I asked her where exactly.

She said, "In Long Island and Virginia. New York City. Bar Harbor, Maine."

"The best places."

"I was in service," she said. "The people were wealthy, you see."

Her employers had moved from house to house, according to the season, and she had moved with them. Perhaps she had been a cook. Her scones were wonderful — she had brought out a whole tray of scones and shortbread and sandwiches with the tea.

Why had she left America?

"I got very ill. For a while I couldn't work, and then I started getting doctors' bills. You know how expensive hospitals are in the United States. There's no National Health Service—"

And she had no insurance; and the family she worked for wouldn't pay; and she needed major surgery.

"— I could never have afforded it there," she said. "It would have taken all my savings. I came back home here and had my operation on the National Health. I'm feeling a wee bit better now."

So she had left the poverty trap in the Highlands and emigrated to the United States and become a servant and fallen into the American poverty trap. And now she was dying on the croft where she had been born. Most of the crofters here were old people whose children had moved away.

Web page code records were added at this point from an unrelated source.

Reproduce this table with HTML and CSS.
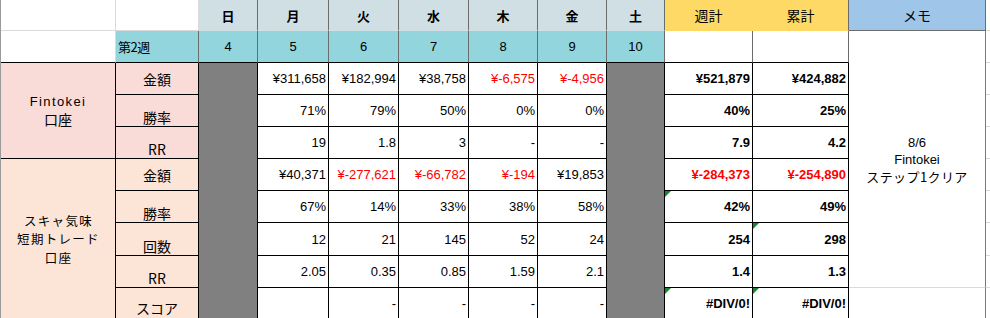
FILE: index.html
```html
<!DOCTYPE html>
<html lang="ja">
<head>
<meta charset="utf-8">
<link rel="stylesheet" href="styles.css">
</head>
<body>
<div class="sheet">
  <!-- row 1 -->
  <div class="c blank"></div>
  <div class="c blank"></div>
  <div class="c hd">日</div>
  <div class="c hd">月</div>
  <div class="c hd">火</div>
  <div class="c hd">水</div>
  <div class="c hd">木</div>
  <div class="c hd">金</div>
  <div class="c hd">土</div>
  <div class="c hs">週計</div>
  <div class="c hs hs-last">累計</div>
  <div class="c hm">メモ</div>
  <div class="c x"></div>

  <!-- row 2 -->
  <div class="c blank blank-b"></div>
  <div class="c wk wk-l">第2週</div>
  <div class="c wk">4</div>
  <div class="c wk">5</div>
  <div class="c wk">6</div>
  <div class="c wk">7</div>
  <div class="c wk">8</div>
  <div class="c wk">9</div>
  <div class="c wk">10</div>
  <div class="c sb"></div>
  <div class="c sb"></div>
  <div class="c memo"><span>8/6</span><span>Fintokei</span><span class="jp">ステップ1クリア</span></div>
  <div class="c x"></div>

  <!-- row 3 -->
  <div class="c acct acct-f span3"><span class="fin">Fintokei</span><span>口座</span></div>
  <div class="c lbl mid f">金額</div>
  <div class="c gray"></div>
  <div class="c v">¥311,658</div>
  <div class="c v">¥182,994</div>
  <div class="c v">¥38,758</div>
  <div class="c v neg">¥-6,575</div>
  <div class="c v neg">¥-4,956</div>
  <div class="c gray"></div>
  <div class="c v b">¥521,879</div>
  <div class="c v b">¥424,882</div>
  <div class="c x"></div>

  <!-- row 4 -->
  <div class="c lbl f">勝率</div>
  <div class="c v">71%</div>
  <div class="c v">79%</div>
  <div class="c v">50%</div>
  <div class="c v">0%</div>
  <div class="c v">0%</div>
  <div class="c v b">40%</div>
  <div class="c v b">25%</div>
  <div class="c x"></div>

  <!-- row 5 -->
  <div class="c lbl f">RR</div>
  <div class="c v">19</div>
  <div class="c v">1.8</div>
  <div class="c v">3</div>
  <div class="c v">-</div>
  <div class="c v">-</div>
  <div class="c v b">7.9</div>
  <div class="c v b">4.2</div>
  <div class="c x"></div>

  <!-- row 6 -->
  <div class="c acct acct-s span5"><p class="acct-text">スキャ気味<br>短期トレード<br>口座</p></div>
  <div class="c lbl mid s">金額</div>
  <div class="c v">¥40,371</div>
  <div class="c v neg">¥-277,621</div>
  <div class="c v neg">¥-66,782</div>
  <div class="c v neg">¥-194</div>
  <div class="c v">¥19,853</div>
  <div class="c v b neg">¥-284,373</div>
  <div class="c v b neg">¥-254,890</div>
  <div class="c x"></div>

  <!-- row 7 -->
  <div class="c lbl s">勝率</div>
  <div class="c v">67%</div>
  <div class="c v">14%</div>
  <div class="c v">33%</div>
  <div class="c v">38%</div>
  <div class="c v">58%</div>
  <div class="c v b tri">42%</div>
  <div class="c v b">49%</div>
  <div class="c x"></div>

  <!-- row 8 -->
  <div class="c lbl s">回数</div>
  <div class="c v">12</div>
  <div class="c v">21</div>
  <div class="c v">145</div>
  <div class="c v">52</div>
  <div class="c v">24</div>
  <div class="c v b">254</div>
  <div class="c v b tri">298</div>
  <div class="c x"></div>

  <!-- row 9 -->
  <div class="c lbl s">RR</div>
  <div class="c v">2.05</div>
  <div class="c v">0.35</div>
  <div class="c v">0.85</div>
  <div class="c v">1.59</div>
  <div class="c v">2.1</div>
  <div class="c v b">1.4</div>
  <div class="c v b">1.3</div>
  <div class="c x"></div>

  <!-- row 10 -->
  <div class="c lbl s lbl-last">スコア</div>
  <div class="c v"></div>
  <div class="c v">-</div>
  <div class="c v">-</div>
  <div class="c v">-</div>
  <div class="c v">-</div>
  <div class="c v b tri">#DIV/0!</div>
  <div class="c v b tri">#DIV/0!</div>
  <div class="c memo2"></div>
  <div class="c x"></div>
</div>
</body>
</html>
```

FILE: styles.css
```css
html, body {
  margin: 0;
  padding: 0;
  background: #ffffff;
}

body {
  font-family: "Liberation Sans", "Noto Sans CJK JP", sans-serif;
  font-size: 13px;
  color: #000;
  overflow: hidden;
}

.sheet {
  display: grid;
  grid-template-columns: 115px 83px 59px 71px 70px 70px 69px 69px 58px 88px 96px 137px 1fr;
  grid-template-rows: 31px 32px 32px 32px 32px 32px 32px 33px 32px 32px;
  border-left: 1px solid #9a9a9a;
  width: 989px;
}

.c {
  box-sizing: border-box;
  border-right: 1px solid #000;
  border-bottom: 1px solid #000;
  display: flex;
  align-items: center;
  padding: 0 2px;
  white-space: nowrap;
  position: relative;
  line-height: 1;
}

/* blank top-left cells */
.blank {
  border-right-color: #dadada;
  border-bottom-color: #dadada;
}
.blank-b {
  border-bottom-color: #000;
}

/* day headers */
.hd {
  background: #d0dfe3;
  border-right-color: #6c6c6c;
  border-bottom-color: #d0dfe3;
  justify-content: center;
  font-weight: bold;
  font-family: "Noto Sans CJK JP", sans-serif;
  font-size: 13px;
}

.hs {
  background: #ffd966;
  border-right-color: #ffd966;
  border-bottom-color: #ffd966;
  justify-content: center;
  font-family: "Noto Sans CJK JP", sans-serif;
  font-size: 14px;
}
.hs-last {
  border-right-color: #6c6c6c;
}

.hm {
  background: #9fc5e8;
  border-right-color: #6c6c6c;
  border-bottom-color: #6c6c6c;
  justify-content: center;
  font-family: "Noto Sans CJK JP", sans-serif;
  font-size: 14px;
}

/* week row */
.wk {
  background: #92d5dc;
  border-right-color: #6c6c6c;
  justify-content: center;
}
.wk-l {
  justify-content: flex-start;
  font-family: "Noto Sans CJK JP", sans-serif;
  letter-spacing: -0.5px;
}

.sb {
  border-right-color: #6c6c6c;
}

/* memo */
.memo {
  grid-row: span 8;
  border-right-color: #7a7a7a;
  border-bottom-color: #dadada;
  flex-direction: column;
  justify-content: center;
  gap: 4px;
  line-height: 13px;
  padding-top: 1px;
}
.memo .jp {
  font-family: "Noto Sans CJK JP", sans-serif;
  font-size: 13px;
  letter-spacing: 0.4px;
}
.memo2 {
  border-right-color: #7a7a7a;
  border-bottom-color: #dadada;
}

.x {
  border-right: none;
  border-bottom-color: #dadada;
}

/* account label column */
.acct {
  flex-direction: column;
  justify-content: center;
  font-family: "Noto Sans CJK JP", sans-serif;
  font-size: 14px;
  line-height: 17px;
  gap: 1px;
}
.acct-f {
  background: #f9dbd8;
}
.acct-s {
  background: #fce4d6;
  padding-top: 1px;
}
.acct-text {
  margin: 0;
  text-align: center;
  font-size: 12.5px;
  line-height: 18.2px;
  letter-spacing: 1.3px;
  padding-left: 1px;
}
.span3 {
  grid-row: span 3;
}
.span5 {
  grid-row: span 5;
}
.fin {
  font-family: "Liberation Sans", sans-serif;
  font-size: 13px;
  letter-spacing: 1.4px;
}

/* row labels */
.lbl {
  justify-content: center;
  align-items: flex-end;
  padding-bottom: 2px;
  font-family: "Noto Sans CJK JP", sans-serif;
  font-size: 14px;
}
.lbl.mid {
  align-items: center;
  padding-bottom: 0;
}
.lbl-last {
  padding-bottom: 4px;
}
.f {
  background: #f9dbd8;
}
.s {
  background: #fce4d6;
}

.gray {
  grid-row: span 8;
  background: #808080;
}

/* values */
.v {
  justify-content: flex-end;
  padding-right: 2px;
}
.neg {
  color: #ff0000;
}
.b {
  font-weight: bold;
}

.tri::before {
  content: "";
  position: absolute;
  top: 0;
  left: 0;
  width: 0;
  height: 0;
  border-top: 6px solid #17852e;
  border-right: 6px solid transparent;
}
```
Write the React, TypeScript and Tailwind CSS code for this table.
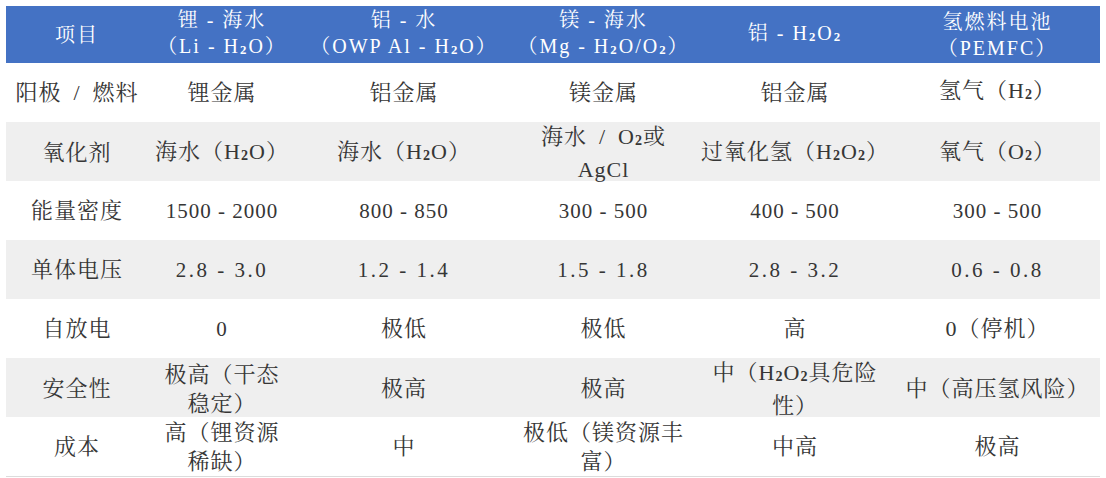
import React from "react";

const FONT = {
  fontFamily:
    '"Liberation Serif", "Noto Serif CJK SC", "Noto Sans CJK SC", serif',
};

const S = ({ c = "2" }: { c?: string }) => (
  <span className="text-[0.64em] font-bold align-[-0.06em]">{c}</span>
);

const N = ({ children, dec = false }: { children: React.ReactNode; dec?: boolean }) => (
  <span className={`text-[21px] ${dec ? "tracking-[2.5px]" : "tracking-[1px]"}`}>{children}</span>
);

const SL = "\u2002/\u2002";

type Row = { gray: boolean; cells: React.ReactNode[] };

const rows: Row[] = [
  {
    gray: false,
    cells: [
      <>阳极{SL}燃料</>,
      <>锂金属</>,
      <>铝金属</>,
      <>镁金属</>,
      <>铝金属</>,
      <>
        氢气（H<S />）
      </>,
    ],
  },
  {
    gray: true,
    cells: [
      <>氧化剂</>,
      <>
        海水（H<S />O）
      </>,
      <>
        海水（H<S />O）
      </>,
      <>
        海水{SL}O<S />或<br />
        AgCl
      </>,
      <>
        过氧化氢（H<S />O<S />）
      </>,
      <>
        氧气（O<S />）
      </>,
    ],
  },
  {
    gray: false,
    cells: [
      <>能量密度</>,
      <N>1500 - 2000</N>,
      <N>800 - 850</N>,
      <N>300 - 500</N>,
      <N>400 - 500</N>,
      <N>300 - 500</N>,
    ],
  },
  {
    gray: true,
    cells: [
      <>单体电压</>,
      <N dec>2.8 - 3.0</N>,
      <N dec>1.2 - 1.4</N>,
      <N dec>1.5 - 1.8</N>,
      <N dec>2.8 - 3.2</N>,
      <N dec>0.6 - 0.8</N>,
    ],
  },
  {
    gray: false,
    cells: [<>自放电</>, <N>0</N>, <>极低</>, <>极低</>, <>高</>, <>0（停机）</>],
  },
  {
    gray: true,
    cells: [
      <>安全性</>,
      <>
        极高（干态
        <br />
        稳定）
      </>,
      <>极高</>,
      <>极高</>,
      <>
        中（H<S />O<S />具危险
        <br />
        性）
      </>,
      <>中（高压氢风险）</>,
    ],
  },
  {
    gray: false,
    cells: [
      <>成本</>,
      <>
        高（锂资源
        <br />
        稀缺）
      </>,
      <>中</>,
      <>
        极低（镁资源丰
        <br />
        富）
      </>,
      <>中高</>,
      <>极高</>,
    ],
  },
];

const headers: React.ReactNode[] = [
  <>项目</>,
  <>
    锂 - 海水
    <br />
    （Li - H<S />O）
  </>,
  <>
    铝 - 水
    <br />
    （OWP Al - H<S />O）
  </>,
  <>
    镁 - 海水
    <br />
    （Mg - H<S />O/O<S />）
  </>,
  <>
    铝 - H<S />O<S />
  </>,
  <>
    氢燃料电池
    <br />
    （PEMFC）
  </>,
];

const GRID = "grid grid-cols-[142px_148px_216px_183px_200px_205px]";

export default function App() {
  return (
    <div className="w-[1106px] h-[478px] bg-white overflow-hidden" style={FONT}>
      <div className="pl-[6px] pt-[6px]">
        <div className="w-[1094px] border-b border-[#dcdcdc]">
          <div className={`${GRID} h-[57px] bg-[#4472c4] text-white`}>
            {headers.map((h, i) => (
              <div
                key={i}
                className="flex items-center justify-center text-center text-[20px] leading-[26px] tracking-[2px] whitespace-nowrap"
              >
                <div className="pt-[1px]">{h}</div>
              </div>
            ))}
          </div>
          {rows.map((r, ri) => (
            <div
              key={ri}
              className={`${GRID} h-[59px] ${r.gray ? "bg-[#efefef]" : "bg-white"} text-[#363636]`}
            >
              {r.cells.map((c, ci) => (
                <div
                  key={ci}
                  className="flex items-center justify-center text-center text-[22px] leading-[29px] tracking-[1px] whitespace-nowrap"
                >
                  <div>{c}</div>
                </div>
              ))}
            </div>
          ))}
        </div>
      </div>
    </div>
  );
}
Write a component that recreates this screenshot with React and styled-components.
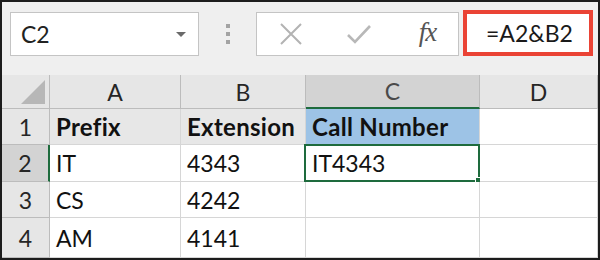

I continued to Caithness alone. The farther east I went, the greener it was, the more fertile the land. There were high mountains near the sea. The sheep were fat. They winced from the ditches where they crouched to get out of the wind. I went on to Coldbackie, Bettyhill, and Swordly. They were small cold places. I went to Brawl and Bighouse. The grass was better here. Caithness was a milder, more sheltered place, with sweet-smelling grass. But I liked it much less than Sutherland — its mountains streaming with pale scree, its black valleys of peat, its miles of moorland and bog, its narrow roads and surfy coast, and its caves. Tt was like a world apart, an unknown place in this the best-known country in the world. No sooner had I left it than I wanted to go back.

20. The 14:40 to Aberdeen

FROM THURSO I walked ten miles to Dunnet Head ("the most northerly point of mainland Britain"). On this sunny day its cliffs were a rich bronze-orange and the foam on the violent currents of the Pentland Firth was being whipped into peaks by the wind. The rest of the countryside was as flat and tame as the flagstones it had once produced. Only the place names were exciting — not just Buldoo and John O'Groats, but Hunspow and Ham, and Thrumster, Scrabster, Shebster, and Lybster. And who or what were the Hackle-makers of Buckies?

People had babies in Thurso and round about. That was unusual. It was a noticeable fact that in most places on the coast there were few small children being towed by parents — even on the sands. I saw big idle youths and middle-aged people and the very old. The very old, especially. They lived in the poorer, sorrier places. But Thurso had become prosperous from the offshore oil, and in the three or four towns on the British coast where there were jobs, there were also young families.

After a day and a night in Thurso I took the branch line down to Helmsdale, on the east coast. The summer brightness of the Scottish evenings made the flat brown moorland shimmer, and even the fissured bogs and sandpits did not seem so bad. We went along, stopping at ruined stations. THIS IS THE AGE OF THE TRAIN, the British Rail posters said, showing a man from a television show who was noted for his work on behalf of the handicapped people and incurables. He had been hired to promote British Rail. This branch line was certainly on its last legs. It was slow and dirty. But I liked it for being derelict and still stubbornly running across the moors. This was a little like being in Turkey.